» **Data section**:
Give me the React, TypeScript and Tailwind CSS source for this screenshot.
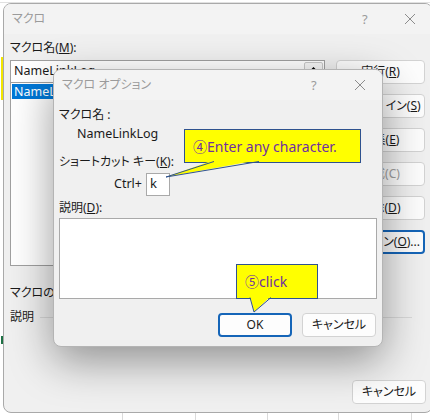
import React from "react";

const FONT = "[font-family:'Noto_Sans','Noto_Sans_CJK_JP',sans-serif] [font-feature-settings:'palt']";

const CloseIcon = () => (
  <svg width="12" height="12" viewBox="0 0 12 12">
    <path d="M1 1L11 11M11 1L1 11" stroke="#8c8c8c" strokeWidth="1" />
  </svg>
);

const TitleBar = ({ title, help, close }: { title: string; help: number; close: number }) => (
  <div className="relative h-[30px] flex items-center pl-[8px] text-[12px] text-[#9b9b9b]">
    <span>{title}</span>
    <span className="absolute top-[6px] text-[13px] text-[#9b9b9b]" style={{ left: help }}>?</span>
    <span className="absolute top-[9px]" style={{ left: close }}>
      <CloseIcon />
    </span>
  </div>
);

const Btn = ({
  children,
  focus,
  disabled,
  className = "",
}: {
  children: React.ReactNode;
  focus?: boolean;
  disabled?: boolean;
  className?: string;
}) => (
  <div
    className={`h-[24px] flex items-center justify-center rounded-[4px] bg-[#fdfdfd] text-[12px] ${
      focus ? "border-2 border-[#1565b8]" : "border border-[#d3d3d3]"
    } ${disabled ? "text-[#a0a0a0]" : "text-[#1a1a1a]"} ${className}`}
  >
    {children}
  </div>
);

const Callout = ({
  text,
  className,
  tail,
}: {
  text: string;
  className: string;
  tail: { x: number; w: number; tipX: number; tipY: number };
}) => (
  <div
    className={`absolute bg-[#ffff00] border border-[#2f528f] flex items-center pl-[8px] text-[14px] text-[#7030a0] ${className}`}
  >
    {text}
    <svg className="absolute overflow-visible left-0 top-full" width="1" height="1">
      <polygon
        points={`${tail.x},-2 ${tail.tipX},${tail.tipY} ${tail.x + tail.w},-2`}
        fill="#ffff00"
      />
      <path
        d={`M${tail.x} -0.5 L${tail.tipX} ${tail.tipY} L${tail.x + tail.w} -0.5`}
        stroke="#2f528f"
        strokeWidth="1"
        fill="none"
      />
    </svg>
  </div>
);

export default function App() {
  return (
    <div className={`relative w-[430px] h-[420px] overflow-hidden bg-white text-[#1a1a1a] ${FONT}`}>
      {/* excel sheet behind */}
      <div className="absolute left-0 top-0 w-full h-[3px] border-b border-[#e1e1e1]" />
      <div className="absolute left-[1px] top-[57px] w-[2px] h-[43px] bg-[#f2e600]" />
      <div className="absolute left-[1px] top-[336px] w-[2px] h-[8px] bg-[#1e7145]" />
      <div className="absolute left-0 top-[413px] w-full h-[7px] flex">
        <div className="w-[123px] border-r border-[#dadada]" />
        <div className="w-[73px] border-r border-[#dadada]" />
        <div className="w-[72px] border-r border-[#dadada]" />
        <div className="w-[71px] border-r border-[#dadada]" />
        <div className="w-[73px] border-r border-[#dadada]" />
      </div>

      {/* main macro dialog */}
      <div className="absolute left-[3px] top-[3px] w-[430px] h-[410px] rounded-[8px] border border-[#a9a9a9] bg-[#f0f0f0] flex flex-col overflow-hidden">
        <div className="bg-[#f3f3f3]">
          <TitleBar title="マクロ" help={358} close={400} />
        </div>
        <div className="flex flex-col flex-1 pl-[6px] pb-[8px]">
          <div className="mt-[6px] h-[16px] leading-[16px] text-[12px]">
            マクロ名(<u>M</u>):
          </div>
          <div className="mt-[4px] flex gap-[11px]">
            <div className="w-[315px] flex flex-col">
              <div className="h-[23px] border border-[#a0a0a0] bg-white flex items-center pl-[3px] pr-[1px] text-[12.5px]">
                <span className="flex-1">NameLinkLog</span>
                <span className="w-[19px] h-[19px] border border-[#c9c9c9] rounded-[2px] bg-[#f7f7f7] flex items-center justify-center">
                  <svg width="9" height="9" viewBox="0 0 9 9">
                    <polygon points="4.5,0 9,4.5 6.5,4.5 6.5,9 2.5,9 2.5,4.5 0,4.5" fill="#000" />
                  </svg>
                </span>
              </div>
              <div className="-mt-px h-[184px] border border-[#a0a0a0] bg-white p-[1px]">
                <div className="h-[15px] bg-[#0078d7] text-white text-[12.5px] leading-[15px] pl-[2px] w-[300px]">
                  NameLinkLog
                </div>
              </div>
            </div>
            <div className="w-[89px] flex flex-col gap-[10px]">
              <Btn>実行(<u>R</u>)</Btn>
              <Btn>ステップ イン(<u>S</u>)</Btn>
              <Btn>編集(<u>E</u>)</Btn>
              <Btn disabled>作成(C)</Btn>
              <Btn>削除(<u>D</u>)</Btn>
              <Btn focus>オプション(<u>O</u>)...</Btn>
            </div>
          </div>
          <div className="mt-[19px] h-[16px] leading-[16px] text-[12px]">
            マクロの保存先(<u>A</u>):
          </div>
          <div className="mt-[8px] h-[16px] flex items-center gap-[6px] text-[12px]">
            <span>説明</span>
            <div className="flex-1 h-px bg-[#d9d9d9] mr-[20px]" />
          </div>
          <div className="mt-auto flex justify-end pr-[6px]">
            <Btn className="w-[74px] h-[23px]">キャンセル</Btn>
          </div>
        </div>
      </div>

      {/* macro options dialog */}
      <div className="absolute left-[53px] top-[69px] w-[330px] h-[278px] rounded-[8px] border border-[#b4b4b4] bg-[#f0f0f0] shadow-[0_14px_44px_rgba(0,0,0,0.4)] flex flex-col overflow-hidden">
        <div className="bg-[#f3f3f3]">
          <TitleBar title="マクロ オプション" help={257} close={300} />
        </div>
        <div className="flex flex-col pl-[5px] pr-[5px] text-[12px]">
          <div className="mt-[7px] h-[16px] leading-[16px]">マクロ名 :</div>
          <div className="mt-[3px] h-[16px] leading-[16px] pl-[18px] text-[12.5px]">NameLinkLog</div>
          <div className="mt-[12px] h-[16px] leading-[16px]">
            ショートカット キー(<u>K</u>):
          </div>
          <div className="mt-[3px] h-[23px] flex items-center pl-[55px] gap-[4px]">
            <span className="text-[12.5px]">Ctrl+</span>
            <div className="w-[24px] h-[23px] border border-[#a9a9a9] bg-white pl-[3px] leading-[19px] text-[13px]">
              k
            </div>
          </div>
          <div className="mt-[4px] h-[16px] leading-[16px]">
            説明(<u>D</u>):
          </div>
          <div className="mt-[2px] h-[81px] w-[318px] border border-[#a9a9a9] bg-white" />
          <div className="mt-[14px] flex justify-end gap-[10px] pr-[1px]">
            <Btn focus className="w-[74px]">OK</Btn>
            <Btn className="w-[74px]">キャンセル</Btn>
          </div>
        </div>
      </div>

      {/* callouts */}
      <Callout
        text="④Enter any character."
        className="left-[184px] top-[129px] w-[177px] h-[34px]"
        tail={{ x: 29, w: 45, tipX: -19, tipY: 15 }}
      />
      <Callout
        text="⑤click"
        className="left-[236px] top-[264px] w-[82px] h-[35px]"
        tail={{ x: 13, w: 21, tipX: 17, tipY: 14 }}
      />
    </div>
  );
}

» **Directions for this task**: Show each line of the data that contains the string "React".

» **Complete answer**:
Give me the React, TypeScript and Tailwind CSS source for this screenshot.
import React from "react";
  children: React.ReactNode;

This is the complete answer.